Moreover, there are increasing reports of violence being used against those involved in criminal cases. For example, on 26 April, Stanislav Velichko was beaten up after his detention on the article 'fakes about the army'; and, the father of Masha Moskalova, Alexey Moskalov, who is in pre-trial detention in Smolensk, has reported violence being used by Belarusian law enforcement during his detention in Minsk. Askhabali Alibekov, who was convicted under the article of repeatedly 'discrediting the army', has said that he was beaten by staff at his pre-trial detention centre. In total, at least 37 persons involved in 'anti-war cases' have been subjected to violence by law enforcement agencies. Torture violence is increasingly becoming the standard due to the impunity of police officers and the Federal Penitentiary Service. Many of those convicted in 'anti-war cases' have stated that their health problems were not taken into account by law enforcement.
The May OVD-Info report notes 19 new cases of extra-judicial pressure on anti-war activists. The pressure has also been exerted on the activists' relatives. There have been at least nine such incidents this month, including the detention of the mother of anti-war exhibition artist Andrei Semkin alongside a demand that he report to the police. Also, in May, two clergymen, Andrei Kuraev and Ioann Koval, were stripped of their ministry for making anti-war statements. OVD-Info is likely to catch only a fraction of the cases of extra-judicial pressure. In their database of approximately 400 cases, 140 of these were harassment at work, 60 were property damage cases and 60 were cancellations of public events.
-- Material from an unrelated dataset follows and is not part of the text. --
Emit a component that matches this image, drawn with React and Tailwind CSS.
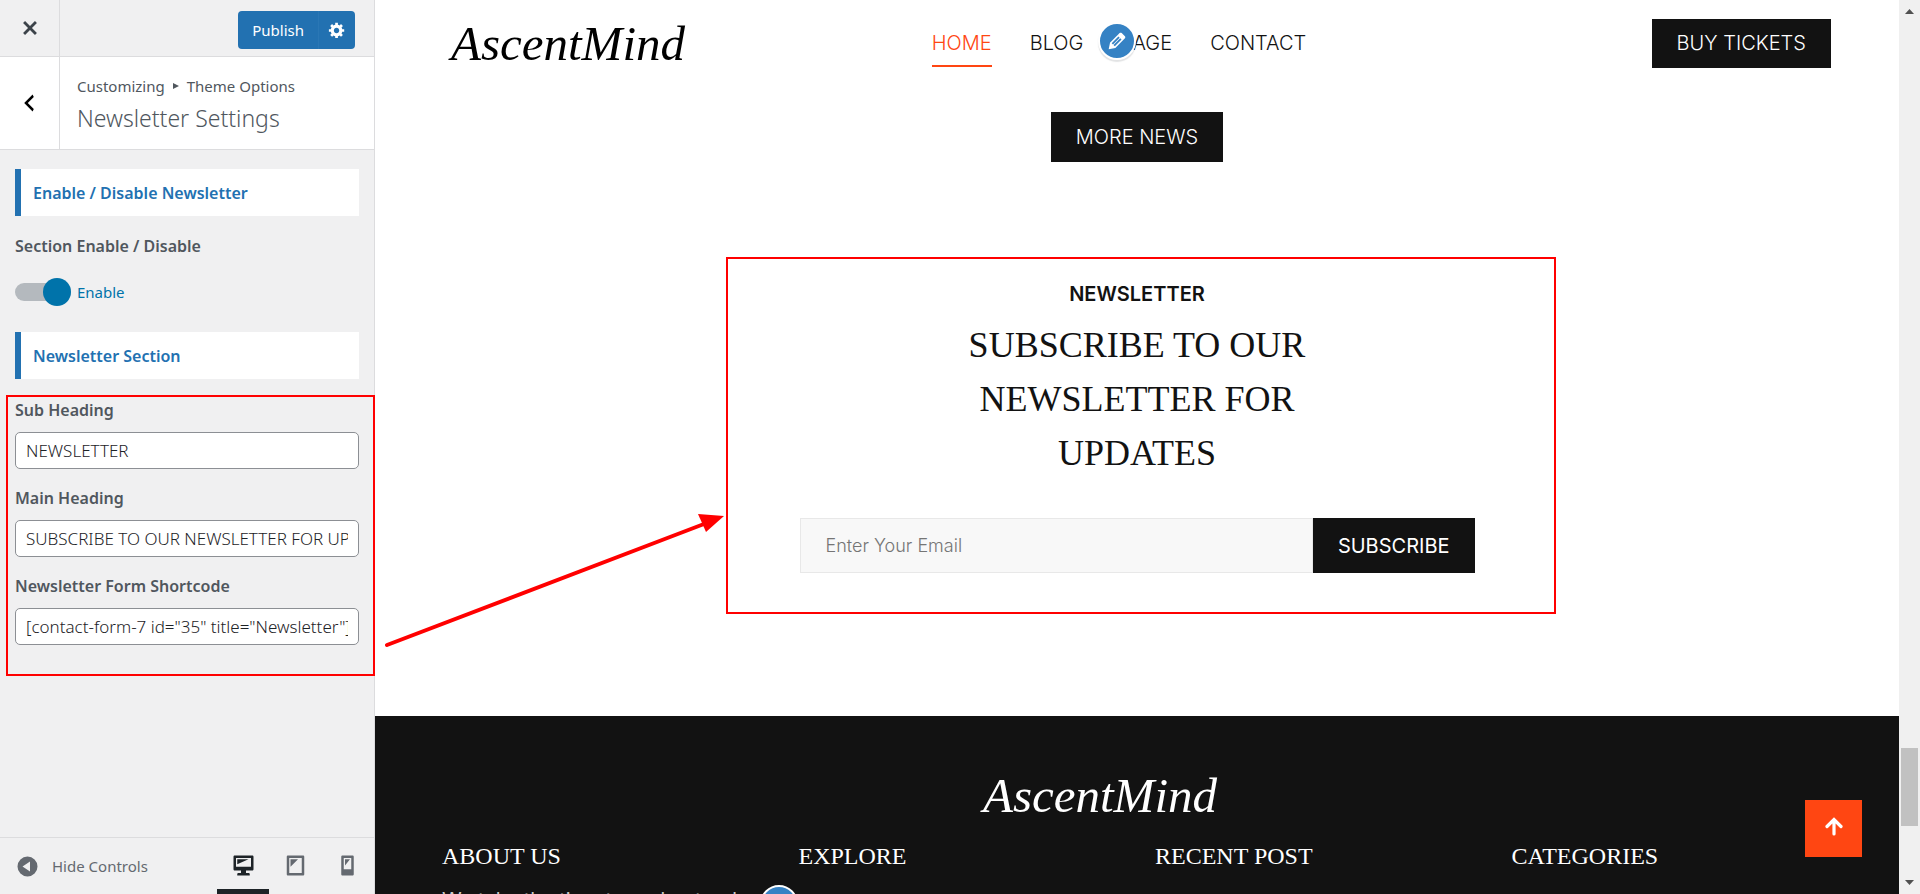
import { useState } from 'react'

const ICONS = {
  close: 'M14.95 6.46L11.41 10l3.54 3.54-1.41 1.41L10 11.42l-3.53 3.53-1.42-1.42L8.58 10 5.05 6.47l1.42-1.42L10 8.58l3.54-3.53z',
  back: 'M14 5l-5 5 5 5-1 2-7-7 7-7z',
  gear: 'M18 12h-2.18c-.17.7-.44 1.35-.81 1.93l1.54 1.54-2.1 2.1-1.54-1.54c-.58.36-1.23.63-1.91.79V19H8v-2.18c-.68-.16-1.33-.43-1.91-.79l-1.54 1.54-2.12-2.12 1.54-1.54c-.36-.58-.63-1.23-.79-1.91H1V9.03h2.17c.16-.7.44-1.35.8-1.94L2.43 5.55l2.1-2.1 1.54 1.54c.58-.37 1.24-.64 1.93-.81V2h3v2.18c.68.16 1.33.43 1.91.79l1.54-1.54 2.12 2.12-1.54 1.54c.36.59.64 1.24.8 1.94H18V12zm-8.5 1.5c1.66 0 3-1.34 3-3s-1.34-3-3-3-3 1.34-3 3 1.34 3 3 3z',
  edit: 'M13.89 3.39l2.71 2.72c.46.46.42 1.24.03 1.64l-8.01 8.02-5.56 1.16 1.16-5.58s7.6-7.63 7.99-8.03c.39-.39 1.22-.39 1.68.07zm-2.73 2.79l-5.59 5.61 1.11 1.11 5.54-5.65zm-2.97 8.23l5.58-5.6-1.07-1.08-5.59 5.6z',
  desktop: 'M3 2h14c.55 0 1 .45 1 1v10c0 .55-.45 1-1 1h-5v2h2c.55 0 1 .45 1 1v1H5v-1c0-.55.45-1 1-1h2v-2H3c-.55 0-1-.45-1-1V3c0-.55.45-1 1-1zm13 9V4H4v7h12zM5 5h9L5 9V5z',
  tablet: 'M4 2h12c.55 0 1 .45 1 1v14c0 .55-.45 1-1 1H4c-.55 0-1-.45-1-1V3c0-.55.45-1 1-1zm11 14V4H5v12h10zM6 5h6l-6 6z',
  mobile: 'M6 2h8c.55 0 1 .45 1 1v14c0 .55-.45 1-1 1H6c-.55 0-1-.45-1-1V3c0-.55.45-1 1-1zm7 11V4H7v9h6zM8 5h4l-4 5z',
  collapse: 'M10 2a8 8 0 1 0 0 16 8 8 0 0 0 0-16zm2 12L6 10l6-4z',
}

const NAV = ['HOME', 'BLOG', 'PAGE', 'CONTACT']
const DEVICES = ['desktop', 'tablet', 'mobile']
const FOOTER_COLUMNS = [
  { title: 'ABOUT US', text: 'We take the time to understand' },
  { title: 'EXPLORE' },
  { title: 'RECENT POST' },
  { title: 'CATEGORIES' },
]

function Icon({ name, className }) {
  return (
    <svg viewBox="0 0 20 20" fill="currentColor" aria-hidden="true" className={className}>
      <path fillRule="evenodd" d={ICONS[name]} />
    </svg>
  )
}

function SectionTitle({ children }) {
  return (
    <h3 className="flex h-[47px] items-center border-l-6 border-[#2271b1] bg-white px-3 text-base font-semibold text-[#2271b1]">
      {children}
    </h3>
  )
}

function Field({ id, label, value, onChange }) {
  return (
    <div className="mb-[15px]">
      <label htmlFor={id} className="mb-2 block text-base leading-7 font-semibold text-[#50575e]">
        {label}
      </label>
      <input
        id={id}
        type="text"
        value={value}
        onChange={(e) => onChange(e.target.value)}
        className="block h-[37px] w-full rounded-[5px] border border-[#8c8f94] bg-white px-2.5 text-[17px] font-light text-[#1d2327]"
      />
    </div>
  )
}

function EditShortcut({ label }) {
  return (
    <button
      aria-label={label}
      className="flex size-[38px] items-center justify-center rounded-full border-2 border-white bg-[#3582c4] text-white shadow-[0_2px_1px_rgba(60,67,74,0.15)]"
    >
      <Icon name="edit" className="size-6" />
    </button>
  )
}

function Sidebar({ settings, update }) {
  const [device, setDevice] = useState('desktop')

  return (
    <aside className="flex w-[375px] shrink-0 flex-col border-r border-[#dcdcde] bg-[#f0f0f1] font-['Noto_Sans','Open_Sans',sans-serif] text-[#50575e]">
      <div className="flex h-[57px] shrink-0 border-b border-[#dcdcde]">
        <button aria-label="Close" className="flex w-[60px] items-center justify-center border-r border-[#dcdcde] text-[#3c434a]">
          <Icon name="close" className="size-7" />
        </button>
        <div className="flex flex-1 items-center justify-end pt-1 pr-[19px]">
          <button className="h-[38px] rounded-l-[4px] bg-[#2271b1] px-3.5 text-[15px] text-white">Publish</button>
          <button aria-label="Publish settings" className="flex h-[38px] w-[37px] items-center justify-center rounded-r-[4px] border-l border-[#2a77b5] bg-[#2271b1] text-white">
            <Icon name="gear" className="size-[18px]" />
          </button>
        </div>
      </div>

      <div className="flex h-[93px] shrink-0 border-b border-[#dcdcde] bg-white">
        <button aria-label="Back" className="flex w-[60px] items-center justify-center border-r border-[#dcdcde] pr-0.5 text-black">
          <Icon name="back" className="size-6" />
        </button>
        <div className="flex flex-col justify-center pt-1.5 pl-[17px]">
          <span className="flex items-center text-[15px] leading-6">
            Customizing
            <svg viewBox="0 0 6 6" className="mx-2 size-1.5" fill="currentColor" aria-hidden="true">
              <path d="M0 0l6 3-6 3z" />
            </svg>
            Theme Options
          </span>
          <h2 className="text-[23px] leading-10 font-light">Newsletter Settings</h2>
        </div>
      </div>

      <div className="flex-1 px-[15px] pt-[19px]">
        <SectionTitle>Enable / Disable Newsletter</SectionTitle>
        <p className="mt-4 text-base leading-7 font-semibold">Section Enable / Disable</p>
        <label className="mt-4 mb-6 flex h-8 cursor-pointer items-center gap-1.5 text-[15px] text-[#0073aa]">
          <input
            type="checkbox"
            className="peer sr-only"
            checked={settings.enabled}
            onChange={(e) => update('enabled', e.target.checked)}
          />
          <span className="flex h-[18px] w-14 items-center justify-start rounded-full bg-[#b4b9be] peer-checked:justify-end">
            <span className="size-7 rounded-full bg-[#0073aa]" />
          </span>
          {settings.enabled ? 'Enable' : 'Disable'}
        </label>
        <SectionTitle>Newsletter Section</SectionTitle>
        <div className="mt-[17px]">
          <Field id="sub-heading" label="Sub Heading" value={settings.subHeading} onChange={(v) => update('subHeading', v)} />
          <Field id="main-heading" label="Main Heading" value={settings.heading} onChange={(v) => update('heading', v)} />
          <Field id="shortcode" label="Newsletter Form Shortcode" value={settings.shortcode} onChange={(v) => update('shortcode', v)} />
        </div>
      </div>

      <div className="flex h-[57px] shrink-0 justify-between border-t border-[#dcdcde] pl-[15px]">
        <button className="flex items-center gap-3 text-[15px] text-[#646970]">
          <Icon name="collapse" className="size-[25px]" />
          Hide Controls
        </button>
        <div className="flex pr-px">
          {DEVICES.map((name) => (
            <button
              key={name}
              aria-label={name}
              onClick={() => setDevice(name)}
              className={`flex w-[52px] items-center justify-center border-b-5 pt-1 ${
                device === name ? 'border-[#1d2327] text-[#1d2327]' : 'border-transparent text-[#646970]'
              }`}
            >
              <Icon name={name} className="size-[25px]" />
            </button>
          ))}
        </div>
      </div>
    </aside>
  )
}

function Preview({ settings }) {
  return (
    <main className="relative flex min-w-0 flex-1 flex-col bg-white font-['Inter',sans-serif] text-xl font-light text-[#121212]">
      <div className="mx-auto w-full max-w-[1388px]">
        <header className="flex h-[86px] items-center justify-between">
          <a href="#home" className="w-[264px] pl-2 font-['Liberation_Serif',serif] text-[49px] leading-none font-normal text-black italic">
            AscentMind
          </a>
          <nav className="flex gap-[38px]">
            {NAV.map((item) => (
              <a
                key={item}
                href={`#${item.toLowerCase()}`}
                className={`border-b-2 pt-2.5 pb-2 leading-7 ${
                  item === 'HOME' ? 'border-[#ff4612] text-[#ff4612]' : 'border-transparent'
                }`}
              >
                {item}
              </a>
            ))}
          </nav>
          <div className="flex w-[300px] justify-end">
            <button className="h-[49px] bg-[#121212] px-[25px] text-white">BUY TICKETS</button>
          </div>
        </header>
      </div>
      <div className="absolute top-[22px] left-[723px]">
        <EditShortcut label="Edit menu" />
      </div>

      <div className="mt-[26px] flex justify-center">
        <button className="h-[50px] bg-[#121212] px-[25px] text-white">MORE NEWS</button>
      </div>

      <section className="mx-auto mt-[118px] w-[675px] text-center">
        <h4 className="leading-7 font-semibold">{settings.subHeading}</h4>
        <h2 className="mx-auto mt-2.5 max-w-[360px] font-['Liberation_Serif',serif] text-[36px] leading-[54px] font-normal">
          {settings.heading}
        </h2>
        <form className="mt-[38px] flex h-[55px]" onSubmit={(e) => e.preventDefault()}>
          <input
            type="email"
            aria-label="Email"
            placeholder="Enter Your Email"
            className="min-w-0 flex-1 border border-[#e8e8e8] bg-[#f8f8f8] px-[25px] text-lg placeholder:text-[#757575]"
          />
          <button className="bg-[#121212] px-[25px] font-normal text-white">SUBSCRIBE</button>
        </form>
      </section>

      <footer className="relative mt-[143px] flex-1 bg-[#121212] text-white">
        <div className="mx-auto max-w-[1426px] pt-[55px]">
          <a href="#home" className="block pr-[74px] text-center font-['Liberation_Serif',serif] text-[49px] leading-none font-normal italic">
            AscentMind
          </a>
          <div className="mt-5 grid grid-cols-4">
            {FOOTER_COLUMNS.map((col) => (
              <div key={col.title} className="px-[18px]">
                <h3 className="font-['Liberation_Serif',serif] text-2xl leading-8 font-normal">{col.title}</h3>
                {col.text && <p className="mt-3.5 font-normal whitespace-nowrap text-[#cccccc]">{col.text}</p>}
              </div>
            ))}
          </div>
        </div>
        <div className="absolute top-[169px] left-[385px]">
          <EditShortcut label="Edit widget" />
        </div>
        <button aria-label="Back to top" className="absolute top-[84px] right-[37px] flex size-[57px] items-center justify-center bg-[#ff4612]">
          <svg viewBox="0 0 18 19" className="mb-1 h-[19px] w-[18px]" fill="none" stroke="currentColor" strokeWidth="3.2" strokeLinecap="round" aria-hidden="true">
            <path d="M2 9.500L9 2.500l7 7M9 3V17" />
          </svg>
        </button>
      </footer>
    </main>
  )
}

function Scrollbar() {
  return (
    <div className="flex w-[21px] shrink-0 flex-col items-center bg-[#f0f0f0] py-[9px]" aria-hidden="true">
      <svg viewBox="0 0 9 5" className="h-[5px] w-[9px]" fill="#505050">
        <path d="M0 5L4.500 0 9 5z" />
      </svg>
      <div className="flex-[734]" />
      <div className="h-[78px] w-[17px] bg-[#c1c1c1]" />
      <div className="flex-[54]" />
      <svg viewBox="0 0 9 5" className="h-[5px] w-[9px]" fill="#505050">
        <path d="M0 0h9L4.500 5z" />
      </svg>
    </div>
  )
}

// Highlight frames and the arrow from the settings to the section they control
function Annotations() {
  return (
    <div className="pointer-events-none absolute inset-0">
      <div className="absolute top-[395px] left-[6px] h-[281px] w-[369px] border-2 border-[#ff0000]" />
      <div className="absolute top-[257px] left-[726px] h-[357px] w-[830px] border-2 border-[#ff0000]" />
      <svg viewBox="0 0 350 140" className="absolute top-[510px] left-[380px] h-[140px] w-[350px]" fill="#ff0000" aria-hidden="true">
        <path d="M7 135L324 14" stroke="#ff0000" strokeWidth="4" strokeLinecap="round" />
        <path d="M344 6L318 4l8 18z" />
      </svg>
    </div>
  )
}

export default function App() {
  const [settings, setSettings] = useState({
    enabled: true,
    subHeading: 'NEWSLETTER',
    heading: 'SUBSCRIBE TO OUR NEWSLETTER FOR UPDATES',
    shortcode: '[contact-form-7 id="35" title="Newsletter"]',
  })

  const update = (key, value) => setSettings((prev) => ({ ...prev, [key]: value }))

  return (
    <div className="relative flex h-screen overflow-hidden">
      <Sidebar settings={settings} update={update} />
      <Preview settings={settings} />
      <Scrollbar />
      <Annotations />
    </div>
  )
}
In May, the State Duma passed five new repressive initiatives concerning 'foreign agents' and cooperation with foreign organisations. The additions provide for the creation of a register of structural subdivisions of foreign NGOs operating in Russia, which implies that cooperation with organisations that are not on the register or support of their activities may result in administrative or criminal liability. In addition, the State Duma has proposed a further tightening of the 'foreign agents' legislation: the restrictions applied to 'foreign agents' should be extended to an undefined circle of 'third parties' associated with their activities. The new draft laws also give the Ministry of Justice the right to monitor compliance with the 'foreign agents' legislation (previously, the Ministry of Justice only supervised the activities of 'foreign agents' themselves) and to issue injunctions requiring compliance by both the 'foreign agents' themselves and by an unlimited number of 'third parties' somehow related to their activities. The legislation on 'foreign agents' has become a full-fledged tool of political repression, bypassing judicial procedures, and the authorities are systematically expanding its sphere of activity.
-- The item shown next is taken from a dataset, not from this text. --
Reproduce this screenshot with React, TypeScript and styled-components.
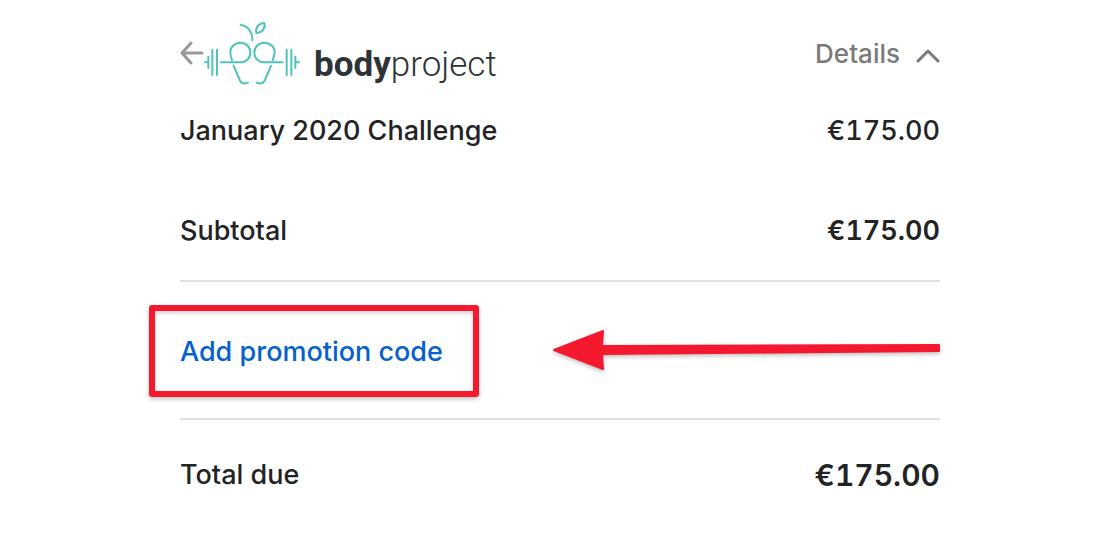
import React from "react";
import styled, { createGlobalStyle } from "styled-components";

const GlobalStyle = createGlobalStyle`
  * { box-sizing: border-box; }
  body {
    margin: 0;
    background: #fff;
    color: #222325;
    font-family: Inter, "Liberation Sans", sans-serif;
  }
`;

const Page = styled.main`
  padding: 20px 178px 40px 180px;
`;

const Header = styled.header`
  display: flex;
  align-items: center;
  height: 68px;
`;

const PlainButton = styled.button`
  display: flex;
  align-items: center;
  padding: 0;
  border: 0;
  background: none;
  font-family: inherit;
  font-size: 27px;
  font-weight: 500;
  line-height: 34px;
  white-space: nowrap;
  cursor: pointer;
`;

const BackButton = styled(PlainButton)`
  align-self: flex-start;
  height: 68px;
  padding-bottom: 2px;
`;

const DetailsButton = styled(PlainButton)`
  gap: 16px;
  margin-left: auto;
  color: #7a7a7a;
  font-size: 26px;
`;

const Brand = styled.a`
  display: flex;
  align-items: center;
  gap: 14px;
  color: #2d3336;
  text-decoration: none;
`;

const Wordmark = styled.span`
  padding-top: 22px;
  font-family: Roboto, "Liberation Sans", sans-serif;
  font-size: 35px;
  font-weight: 300;
  line-height: 40px;

  b { font-weight: 700; }
`;

const Row = styled.div<{ $gap: number }>`
  display: flex;
  align-items: center;
  justify-content: space-between;
  padding-top: ${(p) => p.$gap}px;
  font-size: 27px;
  font-weight: 500;
  line-height: 34px;
`;

const Amount = styled.span<{ $large?: boolean; $strong?: boolean }>`
  font-size: ${(p) => (p.$large ? 30 : 27)}px;
  font-weight: ${(p) => (p.$strong ? 600 : 500)};
  font-variant-numeric: tabular-nums;
`;

const PromoRow = styled.div`
  display: flex;
  align-items: center;
  justify-content: space-between;
  height: 140px;
  margin-top: 32px;
  border-top: 2px solid #e0e0e0;
  border-bottom: 2px solid #e0e0e0;
`;

const Marked = styled.div`
  position: relative;
  padding-top: 4px;
`;

const Highlight = styled.div`
  position: absolute;
  inset: -26px -36px -28px -31px;
  border: 6px solid #f5192f;
  border-radius: 3px;
  box-shadow: 0 2px 4px rgba(0, 0, 0, 0.25), inset 0 2px 4px rgba(0, 0, 0, 0.2);
  pointer-events: none;
`;

const PromoButton = styled(PlainButton)`
  color: #0560d0;
`;

const Pointer = styled.svg`
  display: block;
  overflow: visible;
  filter: drop-shadow(0 2px 2px rgba(0, 0, 0, 0.25));
`;

const BackIcon = () => (
  <svg width="24" height="24" viewBox="0 0 24 24" fill="none" stroke="#999" strokeWidth="3" strokeLinecap="round" strokeLinejoin="round" aria-hidden="true">
    <path d="M22 12H2M11 2L2 12L11 22" />
  </svg>
);

const ChevronIcon = () => (
  <svg width="24" height="24" viewBox="0 0 24 24" fill="none" stroke="#7a7a7a" strokeWidth="3" strokeLinecap="round" strokeLinejoin="round" aria-hidden="true">
    <path d="M2 19L12 9L22 19" />
  </svg>
);

const BrandMark = () => (
  <svg width="96" height="68" viewBox="102 30 288 204" fill="none" stroke="#4fc3bc" strokeWidth="6" strokeLinecap="round" aria-hidden="true">
    <path d="M105 157H114M115 140V174M127 119V195M141 119V195" />
    <path d="M387 157H377M376 140V174M364 119V195M350 119V195" />
    <path d="M153 157H211C229 157 241 144 241 128C241 111 228 98 211 98C194 98 181 111 181 126C181 135 183 143 186 150" />
    <path d="M338 157H283C265 157 253 144 253 128C253 111 266 98 283 98C300 98 314 111 314 126C314 135 311 143 308 150" />
    <path d="M191 167L209 210C213 220 222 223 234 218" />
    <path d="M303 167L285 210C281 220 272 223 260 218" />
    <path d="M212 45C233 47 248 66 247 91" />
    <path d="M283 39C267 40 255 52 259 69C276 68 288 55 283 39Z" strokeLinejoin="round" />
  </svg>
);

export default function App() {
  return (
    <>
      <GlobalStyle />
      <Page>
        <Header>
          <BackButton type="button" aria-label="Back">
            <BackIcon />
          </BackButton>
          <Brand href="#">
            <BrandMark />
            <Wordmark>
              <b>body</b>project
            </Wordmark>
          </Brand>
          <DetailsButton type="button" aria-expanded="true">
            Details
            <ChevronIcon />
          </DetailsButton>
        </Header>
        <Row $gap={26}>
          <span>January 2020 Challenge</span>
          <Amount>€175.00</Amount>
        </Row>
        <Row $gap={66}>
          <span>Subtotal</span>
          <Amount $strong>€175.00</Amount>
        </Row>
        <PromoRow>
          <Marked>
            <PromoButton type="button">Add promotion code</PromoButton>
            <Highlight />
          </Marked>
          <Pointer width="388" height="42" viewBox="0 0 388 42" fill="#f5192f" stroke="#f5192f" strokeWidth="2" strokeLinejoin="round" aria-hidden="true">
            <path d="M2 21L51 2L50 17L387 16V22L50 25L51 40Z" />
          </Pointer>
        </PromoRow>
        <Row $gap={38}>
          <span>Total due</span>
          <Amount $large $strong>€175.00</Amount>
        </Row>
      </Page>
    </>
  );
}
The list of 'foreign agents' received 12 new entries last month. A total of 262 individuals and organisations have been added to the list since the beginning of the war. The intensive and systematic expansion of the register began in September, and by the end of the year the authorities had added 105 new persons and organisations to it. In January-May the intensity decreased slightly to 83 new additions to the register. The Ministry of Justice is clearly having difficulties 'making up' new entries on the list, but is complying with the requirement to add new entries on a weekly basis. In May, the Congress of People's Deputies, a gathering of former Russian deputies, and the international non-profit organisation Greenpeace International were assigned the status of ‘undesirable organisation’.
The most high-profile cases in May were the arrests of Yevgeniya Berkovich and Svetlana Petrychuk for the play Finist Yasny Sokol and the harassment of former employees of the banned organisation Memorial. In both cases, the authorities cynically use the so-called anti-terrorism articles as a tool of political repression.